While Xi surprised rivals in the CCP, some in the U.S. administration saw it coming. A confidential cable sent from the U.S. embassy in Beijing to the U.S. State Department on Nov. 16, 2009 and subsequently published by Wikileaks laid bare Xi’s ambition.

“According to a well-connected Embassy contact, Politburo Standing Committee Member and Vice President Xi Jinping is ‘exceptionally ambitious,’ confident and focused, and has had his ‘eye on the prize’ from early adulthood,” the cable said. “Xi is supremely pragmatic and a realist, driven not by ideology but by a combination of ambition and ‘self-protection.’”

Now that Xi is all-but-assured the crown as long as he wants it, there are some inside the party who are worried they’ve ceded too much power.

Members of the hong’er dai — 1960s and 1970s-born descendants of Chinese political elites — are concerned about Xi’s masterful domination of the CCP’s power structure. Many worry about Xi’s cultivation of a personality cult reminiscent of Mao Zedong’s — which helped fuel the chaos and violence of the 1966-1976 Cultural revolution.

“There's a lot of unhappiness at reasonably high levels of the party,” said Joseph Fewsmith, professor of international relations and political science at Boston University.

But those hoping to sway Xi to softer stances, whether inside China or abroad, are likely to have a hard time.

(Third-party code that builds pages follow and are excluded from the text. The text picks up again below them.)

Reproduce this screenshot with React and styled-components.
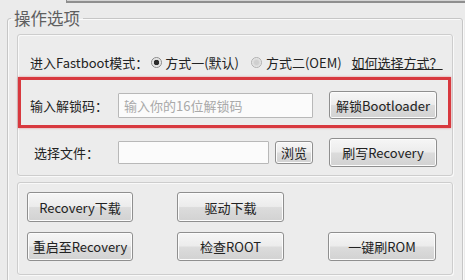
import React from 'react';
import styled, { createGlobalStyle } from 'styled-components';

const Global = createGlobalStyle`
  html, body {
    margin: 0;
    padding: 0;
    background: #ebebeb;
    font-family: "Noto Sans CJK SC", "Noto Sans", sans-serif;
    color: #222;
    overflow: hidden;
  }
`;

const Page = styled.div`
  width: 465px;
  height: 280px;
  overflow: hidden;
  background: #ebebeb;
`;

const TopEdge = styled.div`
  height: 3px;
  margin-left: 66px;
  box-sizing: border-box;
  border-left: 1px solid #8c8c8c;
  border-bottom: 2px solid #8f8f8f;
  background: #d4d4d4;
`;

const Group = styled.fieldset`
  margin: 5px 2px 0 7px;
  padding: 0 9px 10px 9px;
  border: 1px solid #c6c6c6;
  border-radius: 3px;
  box-shadow: inset 1px 1px 0 #fafafa, 1px 1px 0 #fafafa;
  min-width: 0;
`;

const Legend = styled.legend`
  margin-left: -6px;
  padding: 0 3px;
  font-size: 16.5px;
  line-height: 20px;
  color: #5f5f5f;
`;

const Panel = styled.div`
  margin-top: ${p => p.$top}px;
  padding: ${p => p.$pad};
  border: 1px solid #cdcdcd;
  border-radius: 3px;
  box-shadow: inset 1px 1px 0 #f9f9f9, 1px 1px 0 #f9f9f9;
  background: #ececec;
`;

const Row = styled.div`
  display: flex;
  align-items: center;
  height: ${p => p.$h}px;
  padding-left: ${p => p.$left}px;
  margin-top: ${p => p.$top || 0}px;
  font-size: 13px;
`;

const Text = styled.span`
  margin-left: ${p => p.$ml || 0}px;
  white-space: nowrap;
  font-size: 13px;
  color: #222;
`;

const Radio = styled.span`
  display: inline-block;
  box-sizing: border-box;
  width: 11px;
  height: 11px;
  margin-left: ${p => p.$ml || 0}px;
  border-radius: 50%;
  border: 1px solid ${p => (p.$on ? '#8a8a8a' : '#b0b0b0')};
  background: ${p =>
    p.$on
      ? 'radial-gradient(circle, #2b2b2b 0 2.5px, #dcdcdc 3px, #f4f4f4 5px)'
      : 'radial-gradient(circle, #cfcfcf 0 2px, #e4e4e4 4px, #f5f5f5 5px)'};
`;

const Link = styled.a`
  margin-left: ${p => p.$ml}px;
  font-size: 13px;
  color: #222;
  text-decoration: underline;
  white-space: nowrap;
`;

const RedBox = styled.div`
  display: flex;
  align-items: center;
  height: 40px;
  margin: 5px 1px 0 0;
  padding: 5px 0 0 9px;
  border: 3px solid #d8393f;
  box-shadow: 0 0 2px rgba(216, 57, 63, 0.55);
`;

const Label = styled.span`
  width: ${p => p.$w}px;
  flex: none;
  font-size: 13px;
  color: #222;
  white-space: nowrap;
`;

const Input = styled.input`
  box-sizing: border-box;
  width: ${p => p.$w}px;
  height: ${p => p.$h}px;
  margin: 0 ${p => p.$mr}px 0 0;
  padding: 0 5px;
  border: 1px solid #b8b8b8;
  border-radius: 1px;
  background: #fbfbfb;
  font-family: inherit;
  font-size: 13px;
  color: #333;
  outline: none;
  &::placeholder {
    color: #a9a9a9;
  }
`;

const Button = styled.button`
  box-sizing: border-box;
  flex: none;
  width: ${p => p.$w}px;
  height: ${p => p.$h}px;
  margin-left: ${p => p.$ml || 0}px;
  padding: 0;
  border: 1px solid #8f8f8f;
  border-radius: 3px;
  background: linear-gradient(#f6f6f6 0%, #ececec 48%, #dcdcdc 52%, #d2d2d2 100%);
  box-shadow: inset 0 0 0 1px #fcfcfc;
  font-family: inherit;
  font-size: 13px;
  color: #222;
  white-space: nowrap;
`;

const Grid = styled.div`
  display: grid;
  grid-template-columns: 106px 107px 108px;
  column-gap: 44px;
  row-gap: 10px;
  align-items: start;
`;

export default function App() {
  return (
    <Page>
      <Global />
      <TopEdge />
      <Group>
        <Legend>操作选项</Legend>
        <Panel $top={6} $pad="17px 0 8px 0">
          <Row $h={20} $left={12}>
            <Text>进入Fastboot模式：</Text>
            <Radio $on $ml={3} />
            <Text $ml={3}>方式一(默认)</Text>
            <Radio $ml={12} />
            <Text $ml={4}>方式二(OEM)</Text>
            <Link $ml={10}>如何选择方式？</Link>
          </Row>
          <RedBox>
            <Label $w={88}>输入解锁码：</Label>
            <Input $w={195} $h={25} $mr={16} placeholder="输入你的16位解锁码" />
            <Button $w={108} $h={28}>解锁Bootloader</Button>
          </RedBox>
          <Row $h={29} $left={16} $top={10}>
            <Label $w={84}>选择文件：</Label>
            <Input $w={151} $h={23} $mr={6} />
            <Button $w={38} $h={23}>浏览</Button>
            <Button $w={108} $h={29} $ml={16}>刷写Recovery</Button>
          </Row>
        </Panel>
        <Panel $top={6} $pad="9px 0 13px 9px">
          <Grid>
            <Button $w={106} $h={30}>Recovery下载</Button>
            <Button $w={107} $h={30}>驱动下载</Button>
            <span />
            <Button $w={106} $h={29}>重启至Recovery</Button>
            <Button $w={107} $h={29}>检查ROOT</Button>
            <Button $w={108} $h={29}>一键刷ROM</Button>
          </Grid>
        </Panel>
      </Group>
    </Page>
  );
}
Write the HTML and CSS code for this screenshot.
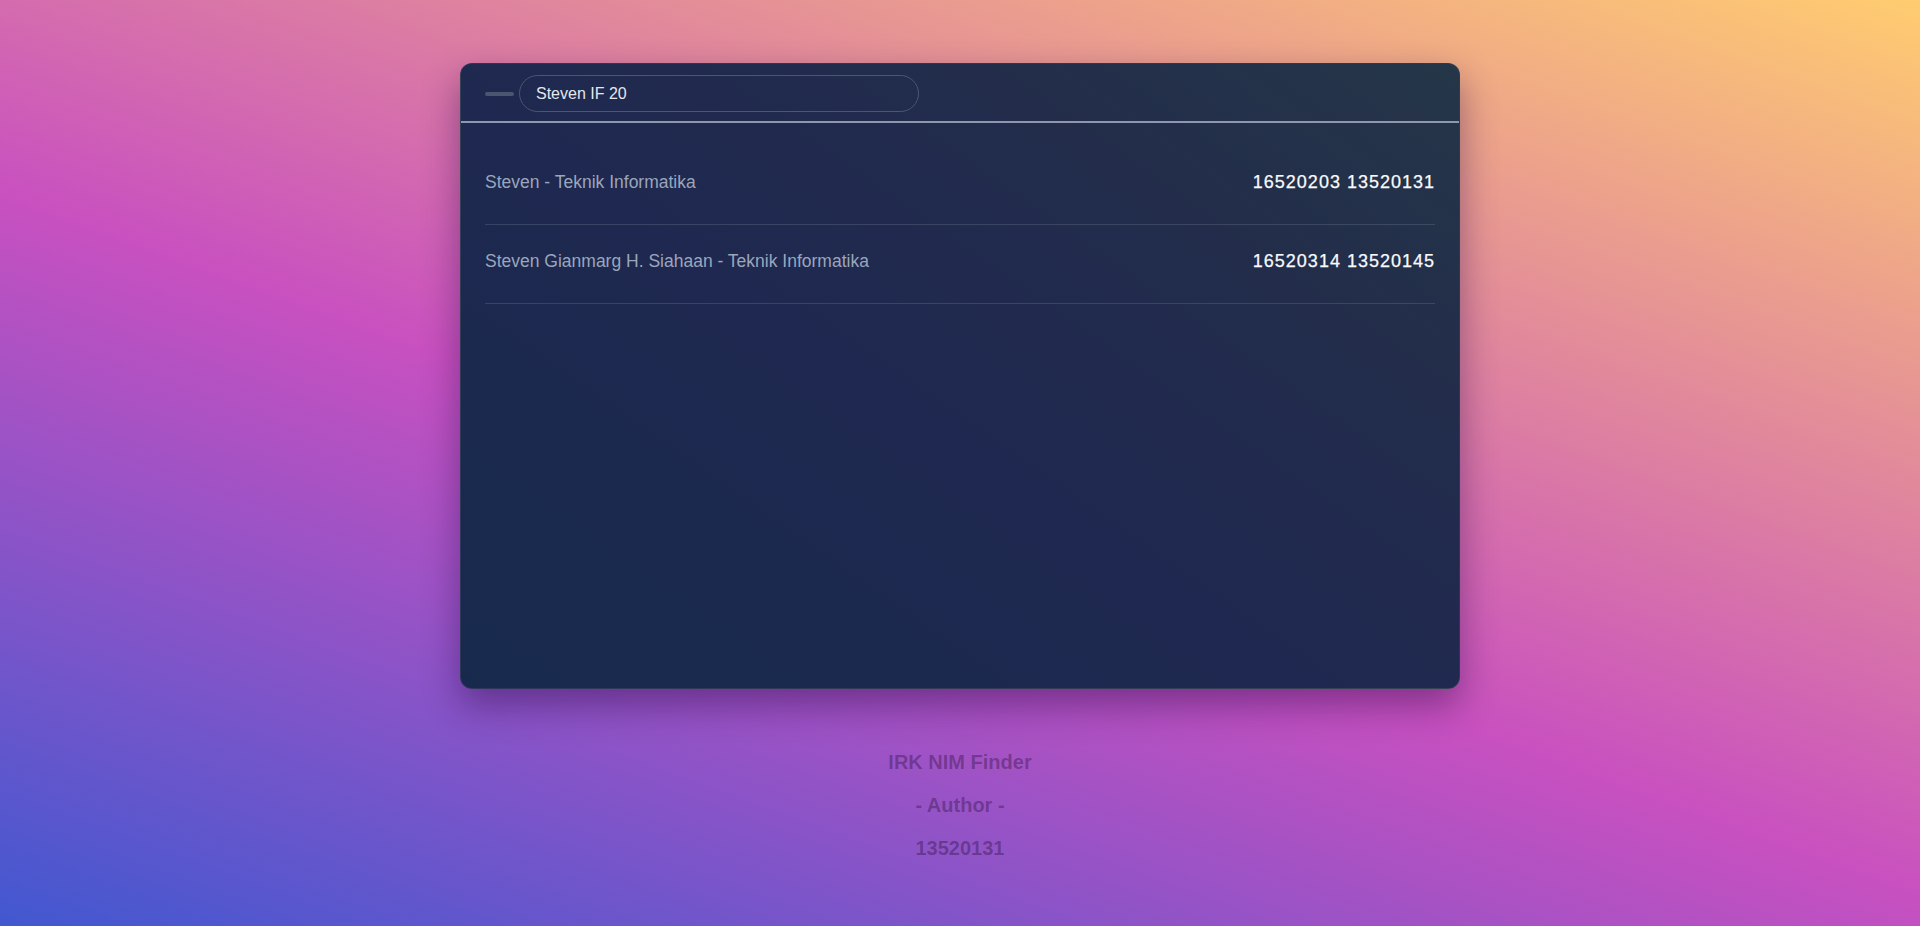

“There's this siege mentality on the part of Xi Jinping that says, ‘I need to be strong [and] make the country strong because China has been abused,’” said Nathan, the Columbia University professor. “He doesn't trust the middle class, he doesn't trust the entrepreneurs, he doesn't trust careerist members of his own political party and he doesn't trust people who advise him that the United States would be willing to coexist [with China].”